Guess you must have missed the part where Hitler’s own people tried to take him out at least once.
Not to deny that Mussolini lied but in this case it was the old trains schedules that lied. He did indeed make the trains run on time but he did it by a very simple trick. If the 10:12 train always arrived 30 minutes late (and it did) he just changed the schedule to read 12:42. The trains still took the same time to arrive but no one was waiting for it to arrive as 10:12.
Hitler had very little choice. England was being fed and armed by American convoys. Eventually, Hitler knew he would have another active front from a revitalized England. Hitler knew he couldn’t win in Russia and sustain an invasion in France.
Hitler could only slow that by sinking our shipping as it was coming out of American ports before it formed into convoys. Doing so would cause us to declare war, so it was a moot point.
Hitler only needed another year of determined invasion of Russia to secure that front. He was buying time by attacking American shipping.
It's more than just that, though. The U.S. was effectively at war with Germany long before any formal declarations were made anyway. The U.S. was shipping arms to Great Britain across the North Atlantic under U.S. Navy escort.
I've never understood this idiotic infatuation with war declarations or even open military attacks like Pearl Harbor as a benchmark for determining when a war "officially" began.
Western Europeans seem to have great difficulty in envisioning the scale of some of the rest of the world. Rolling through Belgium and France just doesn’t compare to trying to tank across hundreds of miles of steppes, or, over here, land on a continent and then make there way across it’s 3000 some odd miles of just about every topography known to earth.
I have a hard time believing that Hitler ever had any ambition to wage war against the U.S. when Germany's vaunted military machine was seriously lacking in the two types of weapons that would be absolutely essential to such a military campaign: long-range bombers and aircraft carriers.
The Pact presented the condition "ARTICLE 3....to assist one another with all political, economic and military means when one of the three contracting powers is attacked..." by a country not already involved in the war,"
Technically though, the US and the allies didn't attack Japan so Germany was not obliged to declare war on the US based on the pact.
FDR was already at war with Hitler — before Pearl Harbor.
Good point.

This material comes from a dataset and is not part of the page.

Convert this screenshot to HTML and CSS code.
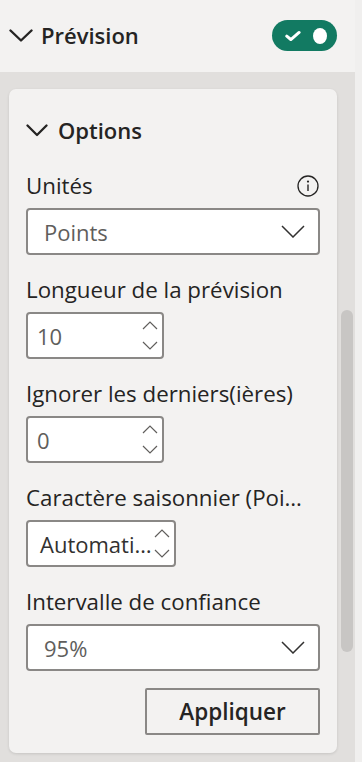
FILE: index.html
```html
<!DOCTYPE html>
<html lang="fr">

<head>
    <meta charset="UTF-8">
    <meta name="viewport" content="width=device-width, initial-scale=1.0">
    <title>Prévision</title>
    <link rel="stylesheet" href="styles.css">
</head>

<body>
    <div class="pane">
        <header class="section-header">
            <div class="section-title">
                <svg class="chevron-big" width="24" height="13" viewBox="0 0 24 13">
                    <path d="M1.5 1.5 L12 11.5 L22.5 1.5" fill="none" stroke="#252423" stroke-width="2.4" stroke-linecap="round" stroke-linejoin="round" />
                </svg>
                <span>Prévision</span>
            </div>
            <div class="toggle">
                <svg width="18" height="12" viewBox="0 0 18 12">
                    <path d="M2 6.2 L6.6 10 L16 2" fill="none" stroke="#fff" stroke-width="3.4" stroke-linecap="round" stroke-linejoin="round" />
                </svg>
                <span class="toggle-knob"></span>
            </div>
        </header>

        <div class="pane-body">
            <div class="card">
                <div class="card-title">
                    <svg width="22" height="13" viewBox="0 0 22 13">
                        <path d="M1.5 1.5 L11 11 L20.5 1.5" fill="none" stroke="#252423" stroke-width="2.3" stroke-linecap="round" stroke-linejoin="round" />
                    </svg>
                    <span>Options</span>
                </div>

                <div class="field">
                    <div class="field-label">
                        <span>Unités</span>
                        <svg width="22" height="22" viewBox="0 0 22 22">
                            <circle cx="11" cy="11" r="10" fill="none" stroke="#252423" stroke-width="1.3" />
                            <circle cx="11" cy="6.6" r="1.1" fill="#252423" />
                            <path d="M11 9.5 V16" stroke="#252423" stroke-width="1.4" />
                        </svg>
                    </div>
                    <div class="select">
                        <span>Points</span>
                        <svg width="24" height="13" viewBox="0 0 24 13">
                            <path d="M1 1 L12 12 L23 1" fill="none" stroke="#323130" stroke-width="1.5" />
                        </svg>
                    </div>
                </div>

                <div class="field">
                    <div class="field-label">Longueur de la prévision</div>
                    <div class="spin">
                        <span>10</span>
                        <div class="spin-arrows">
                            <svg width="16" height="9" viewBox="0 0 16 9"><path d="M1 8 L8 1 L15 8" fill="none" stroke="#605e5c" stroke-width="1.2" /></svg>
                            <svg width="16" height="9" viewBox="0 0 16 9"><path d="M1 1 L8 8 L15 1" fill="none" stroke="#605e5c" stroke-width="1.2" /></svg>
                        </div>
                    </div>
                </div>

                <div class="field">
                    <div class="field-label">Ignorer les derniers(ières)</div>
                    <div class="spin">
                        <span>0</span>
                        <div class="spin-arrows">
                            <svg width="16" height="9" viewBox="0 0 16 9"><path d="M1 8 L8 1 L15 8" fill="none" stroke="#605e5c" stroke-width="1.2" /></svg>
                            <svg width="16" height="9" viewBox="0 0 16 9"><path d="M1 1 L8 8 L15 1" fill="none" stroke="#605e5c" stroke-width="1.2" /></svg>
                        </div>
                    </div>
                </div>

                <div class="field">
                    <div class="field-label">Caractère saisonnier (Poi…</div>
                    <div class="spin spin-wide">
                        <span class="spin-dark">Automati…</span>
                        <div class="spin-arrows">
                            <svg width="16" height="9" viewBox="0 0 16 9"><path d="M1 8 L8 1 L15 8" fill="none" stroke="#605e5c" stroke-width="1.2" /></svg>
                            <svg width="16" height="9" viewBox="0 0 16 9"><path d="M1 1 L8 8 L15 1" fill="none" stroke="#605e5c" stroke-width="1.2" /></svg>
                        </div>
                    </div>
                </div>

                <div class="field">
                    <div class="field-label">Intervalle de confiance</div>
                    <div class="select">
                        <span>95%</span>
                        <svg width="24" height="13" viewBox="0 0 24 13">
                            <path d="M1 1 L12 12 L23 1" fill="none" stroke="#323130" stroke-width="1.5" />
                        </svg>
                    </div>
                </div>

                <div class="actions">
                    <button class="apply-btn">Appliquer</button>
                </div>
            </div>

            <div class="scroll-track">
                <div class="scroll-thumb"></div>
            </div>
        </div>
    </div>
</body>

</html>
```

FILE: styles.css
```css
body {
    margin: 0;
    padding: 0;
    font-family: 'Open Sans', 'Noto Sans', sans-serif;
    color: #252423;
    background-color: #f0efee;
    height: 762px;
    overflow: hidden;
    display: flex;
}

.pane {
    width: 355px;
    display: flex;
    flex-direction: column;
    height: 100%;
}

.section-header {
    height: 72px;
    background-color: #f3f2f1;
    display: flex;
    align-items: center;
    justify-content: space-between;
    padding: 0 18px 0 9px;
    flex-shrink: 0;
}

.section-title {
    display: flex;
    align-items: center;
    gap: 8px;
    font-size: 22px;
    font-weight: 600;
    line-height: 30px;
    margin-top: -3px;
}

.chevron-big {
    margin-top: 1px;
}

.toggle {
    width: 65px;
    height: 31px;
    border-radius: 16px;
    background-color: #127a62;
    display: flex;
    align-items: center;
    box-sizing: border-box;
    padding: 0 10px 0 13px;
    gap: 12px;
    margin-top: -1px;
}

.toggle-knob {
    width: 16px;
    height: 16px;
    border-radius: 50%;
    background-color: #fff;
}

.pane-body {
    flex: 1;
    background-color: #e1dfdd;
    display: flex;
    padding: 17px 0 0 9px;
}

.card {
    width: 328px;
    height: 664px;
    box-sizing: border-box;
    background-color: #f3f2f1;
    border-radius: 7px;
    box-shadow: 0 1px 3px rgba(0, 0, 0, 0.12);
    padding: 27px 17px 0 17px;
    display: flex;
    flex-direction: column;
}

.card-title {
    display: flex;
    align-items: center;
    gap: 10px;
    font-size: 22px;
    font-weight: 600;
    line-height: 28px;
}

.card-title svg {
    margin-top: 1px;
}

.field {
    margin-top: 28px;
}

.field + .field {
    margin-top: 21px;
}

.field-label {
    font-size: 22.3px;
    line-height: 28px;
    margin-bottom: 8px;
    display: flex;
    align-items: center;
    justify-content: space-between;
    white-space: nowrap;
}

.field-label svg {
    margin-right: 1px;
}

.select,
.spin {
    height: 47px;
    box-sizing: border-box;
    border: 2px solid #8a8886;
    border-radius: 4px;
    background-color: #fff;
    display: flex;
    align-items: center;
    justify-content: space-between;
    font-size: 22px;
    color: #605e5c;
}

.select {
    padding: 0 13px 0 16px;
}

.spin {
    width: 138px;
    padding: 0 4px 0 9px;
}

.spin-wide {
    width: 150px;
    padding-left: 12px;
}

.spin-dark {
    color: #323130;
}

.spin-arrows {
    display: flex;
    flex-direction: column;
    gap: 11px;
}

.actions {
    display: flex;
    justify-content: flex-end;
    margin-top: 17px;
}

.apply-btn {
    width: 175px;
    height: 47px;
    border: 2px solid #8a8886;
    border-radius: 2px;
    background-color: #f3f2f1;
    font-family: 'Open Sans', 'Noto Sans', sans-serif;
    font-size: 22.5px;
    font-weight: 600;
    color: #252423;
}

.scroll-track {
    width: 18px;
    padding: 221px 0 0 4px;
    box-sizing: border-box;
}

.scroll-thumb {
    width: 12px;
    height: 342px;
    border-radius: 6px;
    background-color: #c8c6c4;
}
```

There isn’t a single country in Europe that’s even as large as the state of Texas, so the whole nature of a military campaign would be very different here.
That is a NICE M1!!
None the less, it was still an act of insanity. Germany couldn’t even force a crossing of the English Channel, let alone the Atlantic. Even the USA and Briton had to use all their resources just to invade France with England as a base.
Exactly RIGHT.
It just goes to show you that there are some things that are so stupid only a Professor would publish them.
Hitler did not know that his double-dealing "allies" in the far east had secretly agreed with the Soviets that Russian denunciation of the Soviet-Japanese non-aggression pact of April 1941 was just for show. He wanted a second front in his war with the Soviets. As usual, Stalin honored his Japanese treaty the same way he honored The MolotovRibbentrop Pact: by living up to it as long as he was too weak to break it.
Lest anybody think Hitler was alone in his delusions, we made the same mistake on our side. Stalin was given huge inducements to come into the war against Japan, something he did -- like the rape of Poland -- when there was little left to do but divide the spoils.
Hitler didn't even have the sealift capacity to invade Britain across 27 miles of water. How the hell was he going to invade the United States?